The binomial theorem states that:
$$(x+y)^n = \sum_{k=0}^n x^ky^{n-k}$$
Expand $(x+y)^3$:
Here we are given $n=3$ and since the binomial starts at $k=0$, it suffices to say that we are expanding from $k=0$ to $k=3$:
$${3 \choose 0} x^0y^3 + {3 \choose 1} x^1y^2 + {3 \choose 2} x^2y^1 + {3 \choose 3} x^3y^0$$
equates to: $y^3+xy^2+x^2y+x^3$
I don't understand how the equation that I used was supposed to give me this: $$y^3+3xy^2+3x^2y+x^3$$
$n$s and $k$s are only in the exponents. I don't understand why and where the $3$ comes from as a coefficient in the two middle terms!? I know the book says that with ${n \choose k}$, $n$ and $k$ can be thought of as binomial coefficients but I cannot seem to make the connection.
What would $(x+y)^4$ look like? Would it have only $4$'s in as coefficients in the middle terms?
The coefficients come from "N choose K," written as $(^n_k)$ - the first component of the binomial theorem's summation.
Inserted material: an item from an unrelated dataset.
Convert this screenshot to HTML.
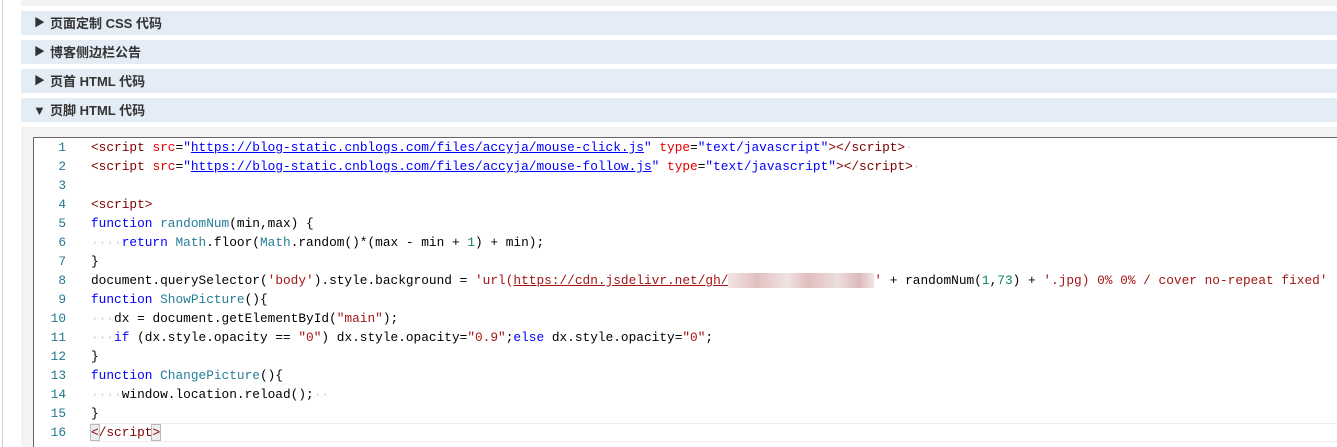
<!DOCTYPE html>
<html><head><meta charset="utf-8"><style>
html,body{margin:0;width:1337px;height:447px;overflow:hidden}
body{background:#fff;position:relative;font-family:"Liberation Sans","Noto Sans CJK SC",sans-serif}
.vl{position:absolute;left:2px;top:0;width:1px;height:447px;background:#c5d2e4}
.top{position:absolute;left:21px;top:0;right:0;height:6px;background:#f3f3f3}
.h{position:absolute;left:21px;right:0;height:24px;background:#e4ecf6;font-size:13px;font-weight:bold;color:#333;line-height:25px}
.h .t{position:absolute;left:13px;font-size:11px}
.h .t2{position:absolute;left:12px;font-size:13px}
.h .x{position:absolute;left:29px}
.content{position:absolute;left:21px;top:127px;right:0;height:320px;background:#f3f3f3;overflow:hidden}
.ed{position:absolute;left:12px;top:10px;right:-5px;height:330px;background:#fff;border:1px solid #666;border-right:none}
.code{position:absolute;left:0;top:0;font-family:"Liberation Mono",monospace;font-size:12.8px;line-height:19px}
.ln{position:absolute;width:32px;text-align:right;color:#237893}
.c{position:absolute;left:57px;white-space:pre;color:#000}
.tg{color:#800000}.at{color:#e50000}.s{color:#0000ff}.u{color:#0000ff;text-decoration:underline}
.kw{color:#0000ff}.fn{color:#267f99}.st{color:#a31515}.n{color:#098658}.su{color:#a31515;text-decoration:underline}
.d{color:#ccc}
.blur{background:linear-gradient(90deg,#f3e4e4,#e3c0c0 20%,#f0e3e3 40%,#e2bebe 55%,#ecdede 75%,#ddb9b9 90%,#f3e6e6);}
.cur{position:absolute;left:57px;width:1300px;top:285px;height:19px;border-top:1px solid #eee;border-bottom:1px solid #eee;box-sizing:border-box}
.br{outline:1px solid #b9b9b9;background:#eee}
</style></head><body>
<div class="vl"></div>
<div class="top"></div>
<div class="h" style="top:11px"><span class="t">▶</span><span class="x">页面定制 CSS 代码</span></div>
<div class="h" style="top:40px"><span class="t">▶</span><span class="x">博客侧边栏公告</span></div>
<div class="h" style="top:69px"><span class="t">▶</span><span class="x">页首 HTML 代码</span></div>
<div class="h" style="top:98px"><span class="t2">▼</span><span class="x">页脚 HTML 代码</span></div>
<div class="content"><div class="ed"><div class="code">
<div class="cur"></div>
<div class="ln" style="top:0">1</div><div class="c" style="top:0"><span class="tg">&lt;script</span> <span class="at">src</span>=<span class="s">"</span><span class="u">https://blog-static.cnblogs.com/files/accyja/mouse-click.js</span><span class="s">"</span> <span class="at">type</span>=<span class="s">"text/javascript"</span><span class="tg">&gt;&lt;/script&gt;</span><span class="d">·</span></div>
<div class="ln" style="top:19px">2</div><div class="c" style="top:19px"><span class="tg">&lt;script</span> <span class="at">src</span>=<span class="s">"</span><span class="u">https://blog-static.cnblogs.com/files/accyja/mouse-follow.js</span><span class="s">"</span> <span class="at">type</span>=<span class="s">"text/javascript"</span><span class="tg">&gt;&lt;/script&gt;</span><span class="d">·</span></div>
<div class="ln" style="top:38px">3</div>
<div class="ln" style="top:57px">4</div><div class="c" style="top:57px"><span class="tg">&lt;script&gt;</span></div>
<div class="ln" style="top:76px">5</div><div class="c" style="top:76px"><span class="kw">function</span> <span class="fn">randomNum</span>(min,max) {</div>
<div class="ln" style="top:95px">6</div><div class="c" style="top:95px"><span class="d">····</span><span class="kw">return</span> <span class="fn">Math</span>.floor(<span class="fn">Math</span>.random()*(max - min + <span class="n">1</span>) + min);</div>
<div class="ln" style="top:114px">7</div><div class="c" style="top:114px">}</div>
<div class="ln" style="top:133px">8</div><div class="c" style="top:133px">document.querySelector(<span class="st">'body'</span>).style.background = <span class="st">'url(</span><span class="su">https://cdn.jsdelivr.net/gh/</span><span class="blur">                   </span><span class="st">'</span> + randomNum(<span class="n">1</span>,<span class="n">73</span>) + <span class="st">'.jpg) 0% 0% / cover no-repeat fixed'</span></div>
<div class="ln" style="top:152px">9</div><div class="c" style="top:152px"><span class="kw">function</span> <span class="fn">ShowPicture</span>(){</div>
<div class="ln" style="top:171px">10</div><div class="c" style="top:171px"><span class="d">···</span>dx = document.getElementById(<span class="st">"main"</span>);</div>
<div class="ln" style="top:190px">11</div><div class="c" style="top:190px"><span class="d">···</span><span class="kw">if</span> (dx.style.opacity == <span class="st">"0"</span>) dx.style.opacity=<span class="st">"0.9"</span>;<span class="kw">else</span> dx.style.opacity=<span class="st">"0"</span>;</div>
<div class="ln" style="top:209px">12</div><div class="c" style="top:209px">}</div>
<div class="ln" style="top:228px">13</div><div class="c" style="top:228px"><span class="kw">function</span> <span class="fn">ChangePicture</span>(){</div>
<div class="ln" style="top:247px">14</div><div class="c" style="top:247px"><span class="d">····</span>window.location.reload();<span class="d">··</span></div>
<div class="ln" style="top:266px">15</div><div class="c" style="top:266px">}</div>
<div class="ln" style="top:285px">16</div><div class="c" style="top:285px"><span class="tg"><span class="br">&lt;</span>/script<span class="br">&gt;</span></span></div>
</div></div></div>
</body></html>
While you wrote out the problem correctly, you forgot to perform this operation.
For $(^3_0)$, there is one way in which we can select zero elements from a set of three. For $(^3_1)$, there are three ways in which we can select one element from a set of three. For $(^3_2)$ and $(^3_3)$, there are three ways and one way, respectively, for selecting K elements from a set of size N.
Expanding $(x + y)^4$ would not result in four's for the coefficients on the middle terms. You would have to perform the operation I described above. Alternatively, you can use Pascal's Triangle: a triangular arrangement of numbers that represents the coefficient of each term in a binomial expansion.